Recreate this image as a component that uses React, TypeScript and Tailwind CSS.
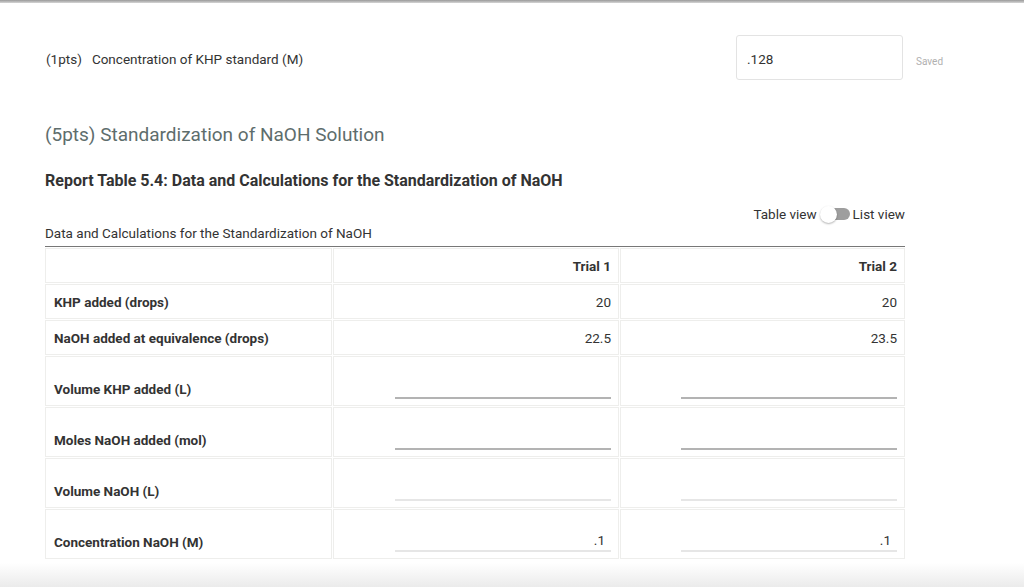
import React from "react";

const rows = [
  { label: "KHP added (drops)", kind: "value", t1: "20", t2: "20" },
  { label: "NaOH added at equivalence (drops)", kind: "value", t1: "22.5", t2: "23.5" },
  { label: "Volume KHP added (L)", kind: "input", t1: "", t2: "" },
  { label: "Moles NaOH added (mol)", kind: "input", t1: "", t2: "" },
  { label: "Volume NaOH (L)", kind: "calc", t1: "", t2: "" },
  { label: "Concentration NaOH (M)", kind: "calc", t1: ".1", t2: ".1" },
];

function InputCell({ value, kind }: { value: string; kind: string }) {
  return (
    <td className="border border-[#eeeeec] align-bottom pr-[7px] pb-[6px]">
      <div className="flex justify-end">
        <div
          className={
            kind === "input"
              ? "w-[216px] h-[22px] border-b-[2px] border-[#b3b3b3] text-right text-[13.5px] text-[#333]"
              : "w-[216px] h-[22px] border-b-[2px] border-[#e6e6e6] text-right text-[13.5px] text-[#333] pr-[6px]"
          }
        >
          {value}
        </div>
      </div>
    </td>
  );
}

export default function App() {
  return (
    <div
      className="relative w-[1024px] h-[587px] bg-white overflow-hidden text-[#333]"
      style={{ fontFamily: "Roboto, 'Noto Sans', sans-serif" }}
    >
      <div className="h-[3px] bg-gradient-to-b from-[#9a9a9a] to-[#d6d6d6]" />

      <div className="pl-[45px]">
        {/* Question 1 */}
        <div className="flex items-center mt-[32px]">
          <div className="w-[691px] flex items-center text-[13.5px] text-[#333] mt-[3px]">
            <span className="pl-[1px]">(1pts)</span>
            <span className="ml-[10px]">Concentration of KHP standard (M)</span>
          </div>
          <div className="w-[167px] h-[45px] border border-[#e3e3e3] rounded-[3px] flex items-center pl-[10px] pt-[4px] text-[13.5px] text-[#333]">
            .128
          </div>
          <div className="ml-[13px] mt-[7px] text-[10px] text-[#b0b0b0]">Saved</div>
        </div>

        {/* Section heading */}
        <div className="mt-[42px] text-[19px] leading-[25px] text-[#5e6d6c]">
          (5pts) Standardization of NaOH Solution
        </div>

        <div className="mt-[23px] text-[16px] leading-[21px] font-bold text-[#333]">
          Report Table 5.4: Data and Calculations for the Standardization of NaOH
        </div>

        <div className="w-[860px]">
          <div className="mt-[13px] flex items-center justify-end text-[13.5px] text-[#333]">
            <span>Table view</span>
            <span className="relative ml-[3px] mr-[3px] w-[30px] h-[16px] flex items-center">
              <span className="absolute left-[8px] right-0 h-[12px] rounded-full bg-[#9e9e9e]" />
              <span className="absolute left-0 w-[17px] h-[17px] rounded-full bg-white shadow-[0_1px_2px_rgba(0,0,0,0.3)]" />
            </span>
            <span>List view</span>
          </div>

          <div className="mt-0 pb-[4px] text-[13.5px] leading-[18px] border-b border-[#777]">
            Data and Calculations for the Standardization of NaOH
          </div>

          <table className="w-[858px] table-fixed border-separate border-spacing-[1px] -ml-[1px]">
            <colgroup>
              <col className="w-[287px]" />
              <col className="w-[286px]" />
              <col className="w-[285px]" />
            </colgroup>
            <tbody>
              <tr className="h-[35px]">
                <td className="border border-[#eeeeec]" />
                <td className="border border-[#eeeeec] text-right pr-[7px] text-[13.5px] font-bold">Trial 1</td>
                <td className="border border-[#eeeeec] text-right pr-[7px] text-[13.5px] font-bold">Trial 2</td>
              </tr>
              {rows.map((r) =>
                r.kind === "value" ? (
                  <tr key={r.label} className="h-[35px]">
                    <td className="border border-[#eeeeec] pl-[8px] text-[13.5px] font-bold">{r.label}</td>
                    <td className="border border-[#eeeeec] text-right pr-[7px] text-[13.5px]">{r.t1}</td>
                    <td className="border border-[#eeeeec] text-right pr-[7px] text-[13.5px]">{r.t2}</td>
                  </tr>
                ) : (
                  <tr key={r.label} className="h-[50px]">
                    <td className="border border-[#eeeeec] pl-[8px] pb-[6px] align-bottom text-[13.5px] font-bold">
                      {r.label}
                    </td>
                    <InputCell value={r.t1} kind={r.kind} />
                    <InputCell value={r.t2} kind={r.kind} />
                  </tr>
                )
              )}
            </tbody>
          </table>
        </div>
      </div>

      <div className="absolute left-0 right-0 bottom-0 h-[24px] bg-gradient-to-b from-white to-[#ebebeb]" />
    </div>
  );
}
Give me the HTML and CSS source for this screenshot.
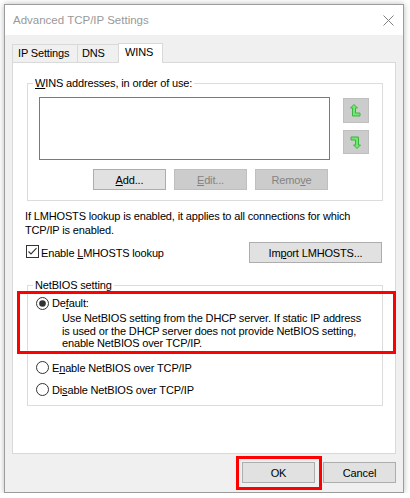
FILE: index.html
```html
<!DOCTYPE html>
<html>
<head>
<meta charset="utf-8">
<title>Advanced TCP/IP Settings</title>
<link rel="stylesheet" href="styles.css">
</head>
<body>
<div class="window">
  <div class="titlebar">
    <span class="title">Advanced TCP/IP Settings</span>
    <svg class="close" width="11" height="11" viewBox="0 0 11 11"><path d="M0.5 0.5 L10.5 10.5 M10.5 0.5 L0.5 10.5" stroke="#808080" stroke-width="1" fill="none"/></svg>
  </div>
  <div class="body">
    <div class="tabs">
      <div class="tab tab-ip">IP Settings</div>
      <div class="tab tab-dns">DNS</div>
      <div class="tab tab-wins active">WINS</div>
    </div>
    <div class="panel">
      <fieldset class="group group-wins">
        <legend><u>W</u>INS addresses, in order of use:</legend>
        <div class="list-row">
          <div class="listbox"></div>
          <div class="arrows">
            <div class="arrow-btn up">
              <svg width="11" height="13" viewBox="0 0 11 13"><polygon points="4,0.5 7.5,4 5.5,4 5.5,9 10,9 10,12 2.5,12 2.5,4 0.5,4" fill="#6fe86f" stroke="#3fb33f" stroke-width="1"/></svg>
            </div>
            <div class="arrow-btn down">
              <svg width="11" height="13" viewBox="0 0 11 13"><polygon points="4,0.5 7.5,4 5.5,4 5.5,9 10,9 10,12 2.5,12 2.5,4 0.5,4" transform="rotate(180 5.5 6.5)" fill="#6fe86f" stroke="#3fb33f" stroke-width="1"/></svg>
            </div>
          </div>
        </div>
        <div class="btn-row">
          <button class="btn"><u>A</u>dd...</button>
          <button class="btn disabled"><u>E</u>dit...</button>
          <button class="btn disabled">Remo<u>v</u>e</button>
        </div>
      </fieldset>
      <p class="note">If LMHOSTS lookup is enabled, it applies to all connections for which<br>TCP/IP is enabled.</p>
      <div class="check-row">
        <label class="check">
          <svg class="checkbox" width="13" height="13" viewBox="0 0 13 13"><rect x="0.5" y="0.5" width="12" height="12" fill="#fff" stroke="#333"/><path d="M2.5 6.5 L5 9 L10.5 3.2" stroke="#333" stroke-width="1.1" fill="none"/></svg>
          <span>Enable <u>L</u>MHOSTS lookup</span>
        </label>
        <button class="btn btn-import">Im<u>p</u>ort LMHOSTS...</button>
      </div>
      <fieldset class="group group-netbios">
        <legend>NetBIOS setting</legend>
        <div class="option-default">
          <div class="radio-row">
            <svg class="radio" width="13" height="13" viewBox="0 0 13 13"><circle cx="6.5" cy="6.5" r="6" fill="#fff" stroke="#333"/><circle cx="6.5" cy="6.5" r="3.3" fill="#333"/></svg>
            <span>De<u>f</u>ault:</span>
          </div>
          <p class="desc">Use NetBIOS setting from the DHCP server. If static IP address<br>is used or the DHCP server does not provide NetBIOS setting,<br>enable NetBIOS over TCP/IP.</p>
          <div class="highlight hl-default"></div>
        </div>
        <div class="radio-row row-enable">
          <svg class="radio" width="13" height="13" viewBox="0 0 13 13"><circle cx="6.5" cy="6.5" r="6" fill="#fff" stroke="#333"/></svg>
          <span>E<u>n</u>able NetBIOS over TCP/IP</span>
        </div>
        <div class="radio-row row-disable">
          <svg class="radio" width="13" height="13" viewBox="0 0 13 13"><circle cx="6.5" cy="6.5" r="6" fill="#fff" stroke="#333"/></svg>
          <span>Di<u>s</u>able NetBIOS over TCP/IP</span>
        </div>
      </fieldset>
    </div>
    <div class="footer">
      <div class="ok-wrap">
        <button class="btn">OK</button>
        <div class="highlight hl-ok"></div>
      </div>
      <button class="btn">Cancel</button>
    </div>
  </div>
</div>
</body>
</html>
```

FILE: styles.css
```css
* { box-sizing: border-box; }

body {
  margin: 0;
  background: #ffffff;
  font-family: "Liberation Sans", Arial, sans-serif;
  font-size: 11px;
  letter-spacing: -0.15px;
  color: #000;
}

.window {
  margin: 4px 0 0 4px;
  width: 400px;
  height: 489px;
  border: 1px solid #9c9c9c;
  box-shadow: 0 0 6px rgba(0, 0, 0, 0.28);
  background: #f0f0f0;
  display: flex;
  flex-direction: column;
}

.titlebar {
  flex: none;
  height: 30px;
  background: #fff;
  display: flex;
  align-items: center;
  justify-content: space-between;
  padding: 0 9px 0 8px;
}

.title {
  font-size: 11.5px;
  letter-spacing: 0;
  color: #999;
}

.close { display: block; }

.body {
  flex: 1;
  display: flex;
  flex-direction: column;
  padding: 8px 7px 9px 7px;
}

.tabs {
  flex: none;
  display: flex;
  align-items: flex-end;
  height: 19px;
}

.tab {
  height: 18px;
  border: 1px solid #d9d9d9;
  border-bottom: none;
  background: #f0f0f0;
  line-height: 14px;
  padding-top: 1px;
  white-space: nowrap;
}

.tab-ip { width: 66px; padding-left: 5px; }
.tab-dns { width: 42px; margin-left: -1px; padding-left: 4px; }
.tab-wins { width: 45px; margin-left: -1px; padding-left: 6px; }

.tab.active {
  height: 20px;
  background: #fff;
  margin-bottom: -1px;
  position: relative;
  z-index: 1;
}

.panel {
  flex: none;
  height: 392px;
  border: 1px solid #d9d9d9;
  background: #fff;
  display: flex;
  flex-direction: column;
}

.group {
  margin: 13px 12px 0 14px;
  padding: 0;
  border: 1px solid #dcdcdc;
  min-width: 0;
}

.group legend {
  margin-left: 5px;
  padding: 0 2px;
  line-height: 14px;
}

.list-row {
  display: flex;
  margin: 7px 0 0 11px;
}

.listbox {
  width: 291px;
  height: 63px;
  border: 1px solid #7a7a7a;
  background: #fff;
}

.arrows {
  display: flex;
  flex-direction: column;
  gap: 7px;
  margin: 1px 0 0 13px;
}

.arrow-btn {
  width: 26px;
  height: 25px;
  background: #cccccc;
  border: 1px solid #bfbfbf;
  display: flex;
  align-items: center;
  justify-content: center;
}

.arrow-btn.down { height: 24px; }
.arrow-btn svg { display: block; margin-left: -1px; }

.btn-row {
  display: flex;
  gap: 8px;
  margin: 9px 0 10px 65px;
}

.btn {
  height: 21px;
  width: 73px;
  padding: 0;
  background: #e1e1e1;
  border: 1px solid #adadad;
  font: inherit;
  letter-spacing: inherit;
  color: #000;
  line-height: 14px;
}

.btn.disabled {
  background: #cccccc;
  border-color: #bfbfbf;
  color: #838383;
}

.note {
  margin: 8px 0 0 12px;
  line-height: 14px;
  white-space: nowrap;
}

.check-row {
  display: flex;
  align-items: center;
  justify-content: space-between;
  margin: 5px 13px 0 13px;
  height: 21px;
}

.check {
  display: flex;
  align-items: center;
  gap: 2px;
  line-height: 14px;
  margin-top: 1px;
}

.checkbox { display: block; margin-top: -3px; }

.btn-import { width: 133px; }

.group-netbios {
  margin-top: 15px;
  padding-bottom: 8px;
}

.option-default {
  position: relative;
  margin-top: 4px;
}

.radio-row {
  display: flex;
  align-items: center;
  gap: 3px;
  margin-left: 8px;
  line-height: 14px;
}

.radio { display: block; }

.desc {
  margin: 2px 0 0 34px;
  line-height: 12.5px;
  white-space: nowrap;
}

.row-enable { margin-top: 11px; }
.row-disable { margin-top: 8px; }

.footer {
  display: flex;
  justify-content: flex-end;
  gap: 8px;
  margin-top: 8px;
}

.ok-wrap { position: relative; }
.ok-wrap .btn { display: block; }

.highlight {
  position: absolute;
  border: 3px solid #ff0000;
  pointer-events: none;
}

.hl-default {
  left: -11px;
  right: -14px;
  top: -5px;
  bottom: -4px;
}

.hl-ok {
  left: -6px;
  right: -7px;
  top: -6px;
  bottom: -7px;
}
```
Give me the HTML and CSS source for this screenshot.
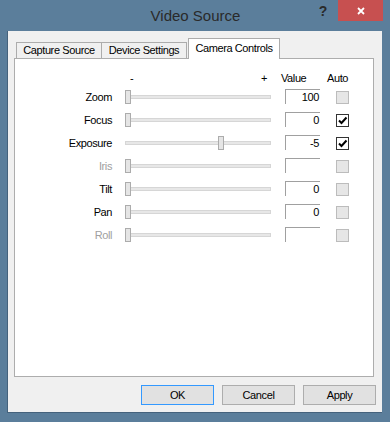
FILE: index.html
```html
<!DOCTYPE html>
<html lang="en">
<head>
    <meta charset="UTF-8">
    <title>Video Source</title>
    <link rel="stylesheet" href="styles.css">
</head>
<body>
    <div class="window">
        <div class="title-bar">
            <div></div>
            <div class="title">Video Source</div>
            <div class="title-controls">
                <span class="help">?</span>
                <span class="close">
                    <svg width="8" height="8" viewBox="0 0 8 8"><path d="M1 1 L7 7 M7 1 L1 7" stroke="#fff" stroke-width="1.8" fill="none"/></svg>
                </span>
            </div>
        </div>

        <div class="client">
            <div class="tabs">
                <div class="tab tab-capture">Capture Source</div>
                <div class="tab tab-device">Device Settings</div>
                <div class="tab tab-selected">Camera Controls</div>
            </div>

            <div class="tab-panel">
                <div class="control-grid header-row">
                    <div></div>
                    <div class="range-marks"><span>-</span><span>+</span></div>
                    <div class="head-value">Value</div>
                    <div class="head-auto">Auto</div>
                </div>

                <div class="control-grid control-row">
                    <div class="label">Zoom</div>
                    <div class="slider"><div class="track"></div><div class="thumb" style="left: 0px"></div></div>
                    <div class="value">100</div>
                    <div class="check disabled"></div>
                </div>
                <div class="control-grid control-row">
                    <div class="label">Focus</div>
                    <div class="slider"><div class="track"></div><div class="thumb" style="left: 0px"></div></div>
                    <div class="value">0</div>
                    <div class="check checked"><svg width="11" height="11" viewBox="0 0 11 11"><path d="M2 5.5 L4.5 8 L9.5 2.5" stroke="#000" stroke-width="2" fill="none"/></svg></div>
                </div>
                <div class="control-grid control-row">
                    <div class="label">Exposure</div>
                    <div class="slider"><div class="track"></div><div class="thumb" style="left: 93px"></div></div>
                    <div class="value">-5</div>
                    <div class="check checked"><svg width="11" height="11" viewBox="0 0 11 11"><path d="M2 5.5 L4.5 8 L9.5 2.5" stroke="#000" stroke-width="2" fill="none"/></svg></div>
                </div>
                <div class="control-grid control-row">
                    <div class="label off">Iris</div>
                    <div class="slider"><div class="track"></div><div class="thumb" style="left: 0px"></div></div>
                    <div class="value"></div>
                    <div class="check disabled"></div>
                </div>
                <div class="control-grid control-row">
                    <div class="label">Tilt</div>
                    <div class="slider"><div class="track"></div><div class="thumb" style="left: 0px"></div></div>
                    <div class="value">0</div>
                    <div class="check disabled"></div>
                </div>
                <div class="control-grid control-row">
                    <div class="label">Pan</div>
                    <div class="slider"><div class="track"></div><div class="thumb" style="left: 0px"></div></div>
                    <div class="value">0</div>
                    <div class="check disabled"></div>
                </div>
                <div class="control-grid control-row">
                    <div class="label off">Roll</div>
                    <div class="slider"><div class="track"></div><div class="thumb" style="left: 0px"></div></div>
                    <div class="value"></div>
                    <div class="check disabled"></div>
                </div>
            </div>

            <div class="buttons">
                <button class="button default">OK</button>
                <button class="button">Cancel</button>
                <button class="button">Apply</button>
            </div>
        </div>
    </div>
</body>
</html>
```

FILE: styles.css
```css
body {
    margin: 0;
    padding: 0;
    background-color: #5b7e9b;
    font-family: "Liberation Sans", Arial, sans-serif;
    font-size: 11px;
    letter-spacing: -0.4px;
    color: #000;
}
.window {
    width: 390px;
    height: 422px;
    box-sizing: border-box;
    background-color: #5b7e9b;
}
.title-bar {
    height: 31px;
    display: grid;
    grid-template-columns: 1fr auto 1fr;
    align-items: start;
}
.title {
    font-size: 15px;
    letter-spacing: 0;
    color: #2a2a2a;
    line-height: 31px;
    padding-left: 1px;
}
.title-controls {
    display: flex;
    justify-content: flex-end;
    align-items: flex-start;
    padding-right: 7px;
}
.help {
    font-size: 14px;
    font-weight: bold;
    color: #2a2a2a;
    line-height: 14px;
    margin-top: 4px;
    margin-right: 11px;
}
.close {
    width: 45px;
    height: 21px;
    background-color: #c75050;
    display: flex;
    align-items: center;
    justify-content: center;
    padding-top: 1px;
    box-sizing: border-box;
}
.client {
    margin: 0 8px 0 7px;
    height: 382px;
    box-sizing: border-box;
    background-color: #f0f0f0;
    border-left: 1px solid #45627c;
    border-bottom: 1px solid #45627c;
    padding: 7px 0 0 6px;
}
.tabs {
    display: flex;
    align-items: flex-end;
    height: 20px;
    padding-left: 2px;
}
.tab {
    height: 16px;
    box-sizing: border-box;
    border: 1px solid #acacac;
    border-bottom: none;
    background-color: #f0f0f0;
    text-align: center;
    line-height: 15px;
    white-space: nowrap;
}
.tab-capture {
    width: 86px;
}
.tab-device {
    width: 85px;
    border-left: none;
}
.tab-selected {
    width: 92px;
    height: 21px;
    margin-left: 1px;
    margin-bottom: -1px;
    background-color: #fff;
    position: relative;
    line-height: 18px;
}
.tab-panel {
    width: 360px;
    height: 319px;
    box-sizing: border-box;
    border: 1px solid #adadad;
    background-color: #fff;
    padding-top: 11px;
}
.control-grid {
    display: grid;
    grid-template-columns: 97px 159px 49px 29px;
    align-items: center;
}
.header-row {
    height: 15px;
}
.range-marks {
    display: flex;
    justify-content: space-between;
    padding: 0 4px 0 18px;
}
.head-value {
    padding-left: 10px;
}
.head-auto {
    padding-left: 7px;
}
.control-row {
    height: 23px;
}
.label {
    text-align: right;
}
.label.off {
    color: #a0a0a0;
}
.slider {
    justify-self: end;
    width: 146px;
    height: 14px;
    position: relative;
    display: flex;
    align-items: center;
}
.track {
    width: 100%;
    height: 4px;
    box-sizing: border-box;
    background-color: #e7e7e7;
    border: 1px solid #d6d6d6;
}
.thumb {
    position: absolute;
    top: 0;
    width: 6px;
    height: 14px;
    box-sizing: border-box;
    background-color: #e5e5e5;
    border: 1px solid #acacac;
}
.value {
    justify-self: end;
    width: 35px;
    height: 15px;
    box-sizing: border-box;
    border-top: 1px solid #a0a0a0;
    border-left: 1px solid #a0a0a0;
    text-align: right;
    padding-right: 1px;
    line-height: 14px;
    background-color: #fff;
}
.check {
    justify-self: end;
    width: 13px;
    height: 13px;
    box-sizing: border-box;
    margin-top: 2px;
    display: flex;
    align-items: center;
    justify-content: center;
}
.check.disabled {
    background-color: #e6e6e6;
    border: 1px solid #bcbcbc;
}
.check.checked {
    background-color: #fff;
    border: 1px solid #333;
}
.buttons {
    display: flex;
    justify-content: flex-end;
    gap: 8px;
    padding-right: 6px;
    margin-top: 8px;
}
.button {
    width: 73px;
    height: 20px;
    box-sizing: border-box;
    background-color: #e1e1e1;
    border: 1px solid #adadad;
    font-family: "Liberation Sans", Arial, sans-serif;
    font-size: 11px;
    letter-spacing: -0.4px;
    color: #000;
    padding: 0;
    margin: 0;
}
.button.default {
    border-color: #3399ff;
}
```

※

## PROBLEM STATEMENT
Please reproduce the listing exactly from its opening line through the line that contains "import React from", both included, with all pictures omitted.

## ANSWER TO THE PROBLEM
Recreate this image as a component that uses React, TypeScript and Tailwind CSS.
import React from "react";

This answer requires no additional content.